Por otra parte, es cierto, como se afirma frecuentemente, que la reforma laboral no creará trabajo por sí sola. Efectivamente, no se crearán puestos de trabajo mientras que no exista crecimiento suficiente de la economía. Sin embargo, la reforma laboral es condición necesaria para acabar con el paro estructural, aquél que no depende de los vaivenes de la situación económica coyuntural, puesto que pocos se arriesgarán a hacer contrataciones indefinidas si deshacer el contrato es excesivamente complicado o costoso; y aún con crecimiento, sin reforma laboral nos veríamos abocados, como hasta ahora, al excesivo predominio de los contratos temporales, que son los que primero se destruyen en tiempos de crisis.

La segunda reforma estructural que debe abordarse sin dilación es la reforma del sistema financiero. Uno de los problemas que originaron la crisis y retrasan la recuperación económica es la desconfianza existente respecto a las entidades financieras y entre ellas mismas, a causa de la existencia en los balances de las mismas de los llamados “activos tóxicos”; en el caso de las entidades españolas, sobre todo en determinadas cajas de ahorros, demasiado subordinadas a intereses políticos, existen activos de dudosa valoración producto de inversiones fallidas en el sector de la construcción o de préstamos de dudoso cobro. Esta desconfianza ha dificultado la circulación de efectivo, que en ciertos momentos ha ocasionado una auténtica paralización del crédito.
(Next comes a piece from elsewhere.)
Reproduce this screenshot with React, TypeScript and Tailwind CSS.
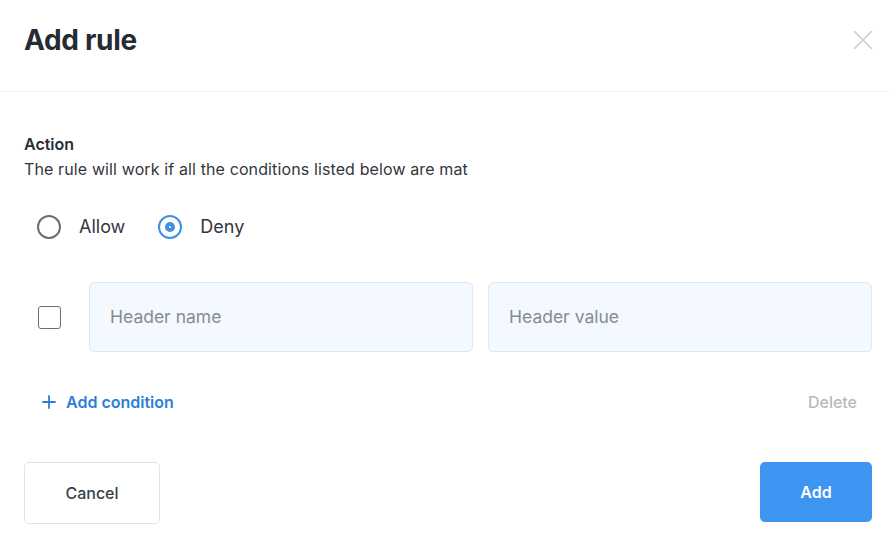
import React from "react";

export default function App() {
  return (
    <div
      className="w-[889px] h-[550px] bg-white overflow-hidden"
      style={{ fontFamily: "Inter, 'Noto Sans', sans-serif" }}
    >
      <div className="h-[92px] border-b border-[#f0f0f2] flex justify-between items-start pl-[24px] pr-[16px] pt-[22px]">
        <h1 className="text-[28px] leading-[36px] font-bold text-[#262a33] tracking-[-0.3px]">Add rule</h1>
        <button className="mt-[8px] w-[20px] h-[20px] flex items-center justify-center">
          <svg width="20" height="20" viewBox="0 0 20 20" fill="none" stroke="#c9cdd6" strokeWidth="1.6" strokeLinecap="round">
            <path d="M1.5 1.5 L18.5 18.5 M18.5 1.5 L1.5 18.5" />
          </svg>
        </button>
      </div>

      <div className="pl-[24px] pr-[17px] pt-[42px]">
        <div className="text-[16px] leading-[20px] font-semibold text-[#2a2d34]">Action</div>
        <div className="mt-[4px] text-[16px] leading-[22px] text-[#33363d] tracking-[0.12px]">
          The rule will work if all the conditions listed below are mat
        </div>

        <div className="mt-[35px] flex items-center pl-[13px] h-[24px]">
          <label className="flex items-center h-[24px]">
            <span className="w-[24px] h-[24px] rounded-full border-2 border-[#6e6e6e] box-border" />
            <span className="ml-[18px] text-[18px] leading-[24px] text-[#33363d]">Allow</span>
          </label>
          <label className="flex items-center ml-[33px] h-[24px]">
            <span className="w-[24px] h-[24px] rounded-full border-2 border-[#3d8fe8] box-border flex items-center justify-center">
              <span className="w-[10px] h-[10px] rounded-full bg-[#3d8fe8] flex items-center justify-center">
                <span className="w-[2px] h-[2px] rounded-full bg-white" />
              </span>
            </span>
            <span className="ml-[18px] text-[18px] leading-[24px] text-[#33363d]">Deny</span>
          </label>
        </div>

        <div className="mt-[43px] flex items-center">
          <span className="ml-[14px] w-[23px] h-[23px] rounded-[3px] border-[1.5px] border-[#6e6e6e] box-border" />
          <div className="ml-[28px] w-[384px] h-[70px] rounded-[5px] border border-[#dce7f8] bg-[#f4f8ff] flex items-center pl-[20px] text-[17.5px] leading-[24px] text-[#868b95]">
            Header name
          </div>
          <div className="ml-[15px] w-[384px] h-[70px] rounded-[5px] border border-[#dce7f8] bg-[#f4f8ff] flex items-center pl-[20px] text-[17.5px] leading-[24px] text-[#868b95]">
            Header value
          </div>
        </div>

        <div className="mt-[40px] h-[20px] flex items-center justify-between pr-[15px]">
          <button className="ml-[18px] flex items-center text-[16px] leading-[20px] font-semibold text-[#2b7fd9]">
            <svg width="14" height="14" viewBox="0 0 14 14" fill="none" stroke="#2b7fd9" strokeWidth="1.8" strokeLinecap="round">
              <path d="M7 1 V13 M1 7 H13" />
            </svg>
            <span className="ml-[10px]">Add condition</span>
          </button>
          <button className="text-[16px] leading-[20px] font-medium text-[#b9b9bb]">Delete</button>
        </div>

        <div className="mt-[50px] flex justify-between items-start">
          <button className="w-[136px] h-[62px] rounded-[5px] border border-[#dfe3ea] bg-white text-[16px] leading-[20px] font-medium text-[#3a3e48]">
            Cancel
          </button>
          <button className="w-[112px] h-[60px] rounded-[5px] bg-[#3d95f1] text-[16px] leading-[20px] font-semibold text-white">
            Add
          </button>
        </div>
      </div>
    </div>
  );
}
Es necesario, pues, que las entidades afectadas hagan aflorar estos activos deteriorados, contabilizados ahora en los balances a precio de coste, que ahora resulta irreal, para que sean valorados a precio razonable de acuerdo con las actuales circunstancias del mercado. Esto provocará necesariamente disminución de beneficios, o incluso pérdidas, que deberán ser afrontadas por las propias entidades. No debe dedicarse dinero público para subsanar estas pérdidas, puesto que cada entidad debe ser responsable de las decisiones tomadas, tanto cuando eran acertadas como cuando han resultado erróneas. Si alguna de estas pérdidas ocasiona la insolvencia o la quiebra de alguna entidad, puesto que entre éstas no se contará ninguna de las “sistémicas” (que podrían hacer peligrar al conjunto del sistema financiero con su caída), las entidades que resulten insolventes deberán ser absorbidas o liquidarse, con substitución del equipo directivo y asegurando la protección debida a los depositantes. Las demás deberán refinanciarse sobre todo con capital privado, que asuma los riesgos y los eventuales beneficios, de manera que las entidades saneadas actúen con criterios de eficiencia y profesionalidad; si alguna intervención estatal se hace necesaria (como las del actual FROP), deberá ser en forma de préstamos o participaciones de capital temporales, de manera que puedan ser recuperadas con beneficios y el riesgo para los contribuyentes se reduzca al mínimo.

La reforma del sistema financiero es, pues, necesaria y urgente para que las entidades resultantes se encuentren saneadas, de manera que se reinstaure la confianza y vuelva a circular el crédito a las familias y a las empresas, condición imprescindible para la reactivación económica y para la creación de puestos de trabajo. En los momentos de redactar este escrito, el Gobierno ha anunciado una reforma del sistema financiero que parece que va en la dirección que hemos señalado. Sin embargo, la necesaria regularización de valoraciones en los balances en el plazo de un año (o dos en el caso de que se opte por fusiones) originará pérdidas en muchas entidades, lo cual hará que en el corto plazo se contraiga aún más el crédito y se ahogue todavía más a la actividad económica. Por ello, se ve como cada vez más necesaria la renegociación de los compromisos de déficit con nuestros socios europeos, de manera que se hagan posibles los incentivos a la actividad económica.

Por otra parte, deben abordarse o completarse las reformas legislativas necesarias para conseguir una regulación más eficiente en el sistema financiero: exigencia de suficientes ratios de solvencia (capital) y de liquidez (efectivo disponible); imposición de coeficientes máximos de endeudamiento a los bancos (algunas medidas en este sentido fueron ya adoptadas por los acuerdos de Basilea III); prohibición de la ocultación de riesgos, como la que se produjo mediante la extracción de los balances de riesgos asumidos a través de la titulización; establecimiento de normas claras de buen gobierno para que los directivos actúen en función de los intereses a largo plazo de los inversores y de la sociedad, y no en beneficio propio a corto plazo; exigencia de responsabilidades, incluso penales, por negligencia (que, por supuesto, no pueden ser retroactivas en un estado de derecho); regulación del sueldo de los directivos y de los operadores de bolsa para que estén ligados a resultados a largo plazo, con el objetivo de eliminar los “incentivos perversos” derivados de bonos o premios conseguidos asumiendo unos riesgos excesivos que ponen en peligro la solvencia futura de la sociedad, etc.

A fin de no extenderme en demasía, dejaré para otro escrito próximo las otras dos reformas necesarias para reconducirnos a la senda del crecimiento: la armonización fiscal y el impulso a un nuevo modelo productivo.